Their goal was to harness such a system to salvage the Lusitania, whose rights the diver had bought for £1,000 from Britain’s War Risk Insurance Office, which had paid claims on the shipwreck decades before.
Intrigued, Bemis joined the two men in their project. Although the venture failed, Bemis and his friend retained ownership of the company’s remaining assets, including the salvage rights.
In 1982 he bought out his partner’s share for a dollar, becoming the Lusitania’s sole official “salvor”, and made his first dive on the wreck, bringing to the surface silverware, dishes and other artefacts. “I finally said, Dammit, it’s my boat, and I’m going to go down and give it a big kiss.”
His legal woes began in the mid-1980s, when the British government laid claim to the wreck. Bemis successfully proved his ownership in court, but in 1987 a change in international maritime law meant that the Lusitania now lay half a mile inside in Irish territorial waters.
Worried that she was vulnerable to plunder, Ireland’s cultural ministry, the Department of Arts, Heritage, and the Gaeltacht, placed a protective order on the vessel which remains in force to this day.
Bemis ran for Congress twice and three times for the New Mexico state legislature as a Republican. For some years he wrote an outspoken column for his local newspaper, the Santa Fe New Mexican, his conservative views putting him sorely at odds with the city’s default liberal ethos. Until this year he played soccer twice a week.
To mark the 100th anniversary of the Lusitania disaster in May 2015, Bemis and his diving partner Eoin McGarry designed a small steel plaque commemorating the victims, which was laid on the wreck’s hull just forward of the bridge.
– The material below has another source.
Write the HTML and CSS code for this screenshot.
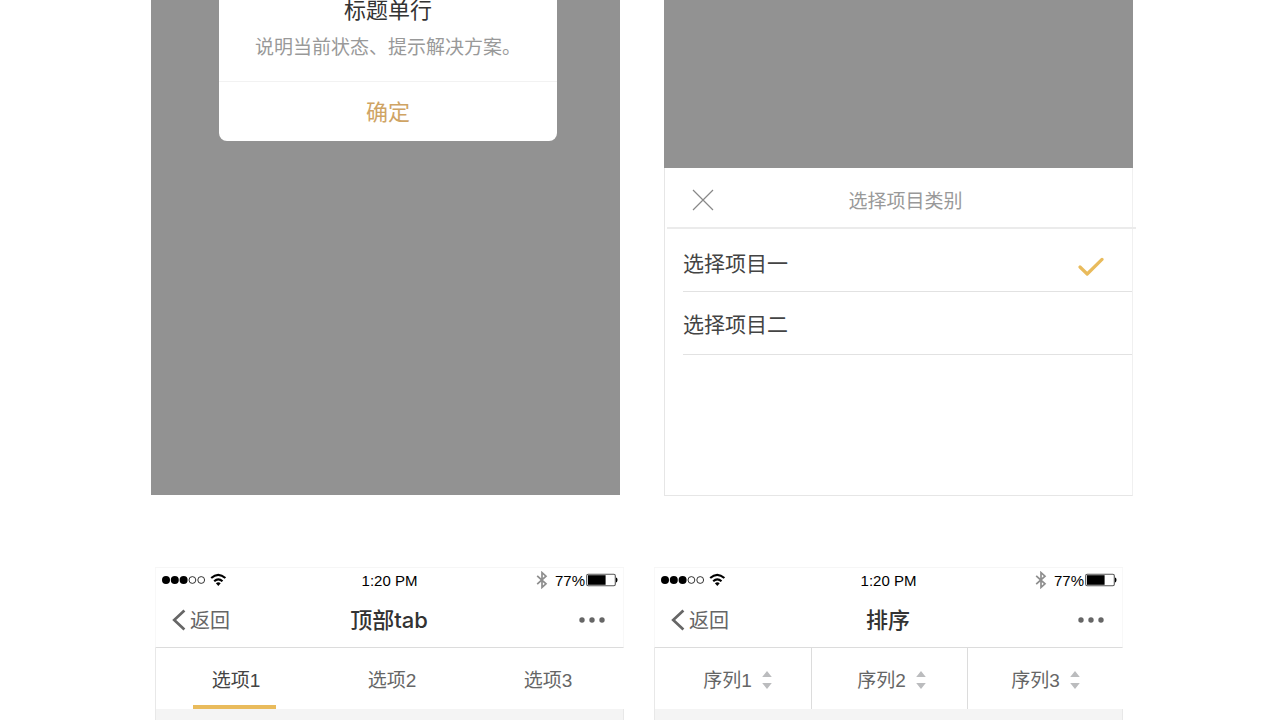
FILE: index.html
```html
<!DOCTYPE html>
<html lang="zh-CN">
<head>
<meta charset="utf-8">
<meta name="viewport" content="width=device-width, initial-scale=1">
<title>移动端组件</title>
<link rel="stylesheet" href="styles.css">
</head>
<body>
<svg class="defs" aria-hidden="true">
  <symbol id="signal" viewBox="0 0 66 14">
    <circle cx="5" cy="7" r="4"/><circle cx="13.8" cy="7" r="4"/><circle cx="22.6" cy="7" r="4"/>
    <g fill="none" stroke="#000" stroke-width=".8"><circle cx="31.4" cy="7" r="3.4"/><circle cx="40.2" cy="7" r="3.4"/></g>
    <g fill="none" stroke="#000" stroke-width="2.1"><path d="M50.2 5.1Q57.2-1.5 64.4 5.1"/><path d="M53.2 8.3Q57.3 4.3 61.5 8.3"/></g>
    <path d="M54.9 10.2Q57.3 8.2 59.7 10.2L57.3 13z"/>
  </symbol>
  <symbol id="bluetooth" viewBox="0 0 12 18">
    <path d="M1.2 4.8L10 12.8 6 16.4V1.6L10 5.2 1.2 13.2" fill="none" stroke="#8e8e8e" stroke-width="1.7"/>
  </symbol>
  <symbol id="battery" viewBox="0 0 32 14">
    <rect x=".7" y="1.2" width="28.6" height="11.6" rx="1.5" fill="#fff" stroke="#555" stroke-width="1.1"/>
    <path d="M2 2.2h17.6v9.6H2z"/><path d="M30 4.8h.8q1.4 2.2 0 4.4H30z"/>
  </symbol>
  <symbol id="chevron" viewBox="0 0 14 22">
    <path d="M12.4 1.4L2.2 11l10.2 9.6" fill="none" stroke="#666" stroke-width="2.7"/>
  </symbol>
  <symbol id="more" viewBox="0 0 28 8">
    <circle cx="4" cy="4" r="2.7"/><circle cx="14" cy="4" r="2.7"/><circle cx="24" cy="4" r="2.7"/>
  </symbol>
  <symbol id="sort" viewBox="0 0 10 18">
    <path d="M5 0l4.8 6H.2zM5 18l4.8-6H.2z"/>
  </symbol>
</svg>

<main>
  <div class="row row-overlays">
    <section class="screen dimmed">
      <div class="dialog" role="dialog" aria-labelledby="dialog-title">
        <h2 class="dialog-title" id="dialog-title">标题单行</h2>
        <p class="dialog-text">说明当前状态、提示解决方案。</p>
        <button class="dialog-button" type="button">确定</button>
      </div>
    </section>

    <section class="screen sheet-screen">
      <div class="backdrop"></div>
      <form class="sheet">
        <header class="sheet-header">
          <h2 class="sheet-title">选择项目类别</h2>
          <button class="close" type="button" aria-label="关闭">
            <svg width="22" height="22" viewBox="0 0 22 22" fill="none" stroke="#888" stroke-width="1.2"><path d="M1 1l20 20M21 1L1 21"/></svg>
          </button>
        </header>
        <div class="options">
          <label class="option option-first">
            <input class="option-input" type="radio" name="project" checked>
            <span>选择项目一</span>
            <svg class="check" width="26" height="20" viewBox="0 0 26 20" fill="none" stroke="#e9bb5c" stroke-width="3.2" stroke-linecap="round" stroke-linejoin="round"><path d="M2 10l7.2 7L24 2.4"/></svg>
          </label>
          <label class="option">
            <input class="option-input" type="radio" name="project">
            <span>选择项目二</span>
            <svg class="check" width="26" height="20" viewBox="0 0 26 20" fill="none" stroke="#e9bb5c" stroke-width="3.2" stroke-linecap="round" stroke-linejoin="round"><path d="M2 10l7.2 7L24 2.4"/></svg>
          </label>
        </div>
      </form>
    </section>
  </div>

  <div class="row row-navs">
    <section class="screen phone">
      <div class="status">
        <svg class="signal" width="66" height="14"><use href="#signal"/></svg>
        <span class="time">1:20 PM</span>
        <div class="power">
          <svg width="12" height="18"><use href="#bluetooth"/></svg>
          <span>77%</span>
          <svg class="battery" width="32" height="14"><use href="#battery"/></svg>
        </div>
      </div>
      <header class="nav">
        <button class="back" type="button"><svg width="14" height="22"><use href="#chevron"/></svg>返回</button>
        <h2 class="nav-title">顶部tab</h2>
        <button class="more" type="button" aria-label="更多"><svg width="28" height="8"><use href="#more"/></svg></button>
      </header>
      <div class="tabs" role="tablist">
        <button class="tab tab-active" type="button" role="tab" aria-selected="true">选项1</button>
        <button class="tab" type="button" role="tab" aria-selected="false">选项2</button>
        <button class="tab" type="button" role="tab" aria-selected="false">选项3</button>
      </div>
      <div class="content"></div>
    </section>

    <section class="screen phone">
      <div class="status">
        <svg class="signal" width="66" height="14"><use href="#signal"/></svg>
        <span class="time">1:20 PM</span>
        <div class="power">
          <svg width="12" height="18"><use href="#bluetooth"/></svg>
          <span>77%</span>
          <svg class="battery" width="32" height="14"><use href="#battery"/></svg>
        </div>
      </div>
      <header class="nav">
        <button class="back" type="button"><svg width="14" height="22"><use href="#chevron"/></svg>返回</button>
        <h2 class="nav-title">排序</h2>
        <button class="more" type="button" aria-label="更多"><svg width="28" height="8"><use href="#more"/></svg></button>
      </header>
      <div class="tabs sorts">
        <button class="tab sort" type="button">序列1<svg class="sort-icon" width="10" height="18"><use href="#sort"/></svg></button>
        <button class="tab sort" type="button">序列2<svg class="sort-icon" width="10" height="18"><use href="#sort"/></svg></button>
        <button class="tab sort" type="button">序列3<svg class="sort-icon" width="10" height="18"><use href="#sort"/></svg></button>
      </div>
      <div class="content"></div>
    </section>
  </div>
</main>
</body>
</html>
```
FILE: styles.css
```css
* { box-sizing: border-box; }

body {
  margin: 0;
  background: #fff;
  color: #333;
  font-family: "Liberation Sans", "Noto Sans CJK SC", sans-serif;
  overflow: hidden;
}

h2, p { margin: 0; font-weight: 400; }

button {
  margin: 0;
  padding: 0;
  border: 0;
  background: none;
  color: inherit;
  font: inherit;
  cursor: pointer;
}

svg { display: block; flex: none; }
.defs { position: absolute; width: 0; height: 0; }

.row {
  display: grid;
  grid-template-columns: repeat(2, minmax(0, 1fr));
}
.row-overlays { gap: 44px; padding: 0 147px 0 151px; }
.row-navs { gap: 30px; padding: 0 157px 0 155px; margin-top: 71px; }

/* Alert dialog */
.dimmed {
  align-self: start;
  min-height: 495px;
  padding: 0 63px 0 68px;
  background: #929292;
}
.dialog {
  overflow: hidden;
  border-radius: 0 0 8px 8px;
  background: #fff;
  text-align: center;
}
.dialog-title { font-size: 22px; line-height: 22px; }
.dialog-text {
  padding: 11px 0 19px;
  color: #999;
  font-size: 19px;
  line-height: 29px;
  white-space: nowrap;
}
.dialog-button {
  width: 100%;
  height: 60px;
  padding-bottom: 4px;
  border-top: 1px solid #f2f2f2;
  color: #cfa464;
  font-size: 22px;
}

/* Bottom sheet */
.sheet-screen { display: flex; flex-direction: column; }
.backdrop { height: 168px; background: #929292; }
.sheet {
  flex: 1;
  min-height: 328px;
  border: 1px solid #e6e6e6;
  border-right-color: #f0f0f0;
  border-top: 0;
}
.sheet-header {
  display: grid;
  align-items: center;
  height: 61px;
  margin: 0 -4px 0 2px;
  border-bottom: 2px solid #ebebeb;
}
.sheet-title, .close { grid-area: 1 / 1; }
.sheet-title {
  padding: 4px 0 0 8px;
  color: #999;
  font-size: 19px;
  text-align: center;
}
.close { justify-self: start; margin: 4px 0 0 25px; }
.options { padding-left: 18px; }
.option {
  display: flex;
  align-items: center;
  justify-content: space-between;
  height: 63px;
  padding-right: 28px;
  border-bottom: 1px solid #e2e2e2;
  color: #444;
  font-size: 21px;
  cursor: pointer;
}
.option-first { padding-top: 3px; }
.option-input { position: absolute; opacity: 0; }
.check { visibility: hidden; margin-top: 10px; }
.option-input:checked ~ .check { visibility: visible; }

/* Phone header */
.phone { border-top: 1px solid #f6f6f6; }
.status {
  display: grid;
  grid-template-columns: 1fr auto 1fr;
  align-items: center;
  height: 24px;
  padding: 0 5px;
  border-right: 1px solid #f8f8f8;
  border-left: 1px solid #f8f8f8;
  color: #000;
  font-size: 15px;
}
.power { display: flex; align-items: center; justify-content: flex-end; }
.power span { margin: 0 1px 0 7px; }
.nav {
  display: grid;
  grid-template-columns: 1fr auto 1fr;
  align-items: center;
  height: 56px;
  padding: 0 17px 0 16px;
  border: 1px solid #f8f8f8;
  border-top: 0;
  border-bottom-color: #dcdcdc;
}
.back {
  display: flex;
  align-items: center;
  gap: 4px;
  justify-self: start;
  color: #666;
  font-size: 20px;
}
.nav-title {
  padding-bottom: 4px;
  font-family: Inter, "Noto Sans CJK SC", sans-serif;
  font-size: 22px;
  font-weight: 500;
}
.more { justify-self: end; fill: #666; }

/* Tabs and sort bar */
.tabs {
  display: grid;
  grid-template-columns: repeat(3, 1fr);
  height: 61px;
  border-left: 1px solid #e8e8e8;
}
.tab {
  position: relative;
  padding-left: 4px;
  color: #666;
  font-size: 19px;
}
.tab-active { color: #444; }
.tab-active::after {
  content: "";
  position: absolute;
  bottom: 0;
  left: 24%;
  width: 53%;
  height: 4px;
  background: #e9bb5c;
}
.sort {
  display: flex;
  align-items: center;
  justify-content: center;
  gap: 10px;
  border-left: 1px solid #dcdcdc;
}
.sort:first-child { padding-left: 9px; border-left: 0; }
.sort:last-child { padding-left: 0; }
.sort-icon { margin-top: 2px; fill: #bbbcbe; }
.content {
  height: 40px;
  border: 1px solid #e8e8e8;
  border-width: 0 1px;
  background: #f4f4f4;
}
```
Attached to it was a watertight capsule containing the names of the dead.
Bemis was aboard the boat that took the divers to the site and could not resist taking a jibe at the Irish government with the plaque’s final line: “Hopefully someday the truth around the sinking will be revealed.”
In 2019 he signed the wreck over to a Co Cork museum group, saying that at his advanced age “there is only so much more I can do to further this project”.
Gregg Bemis was married and had five children.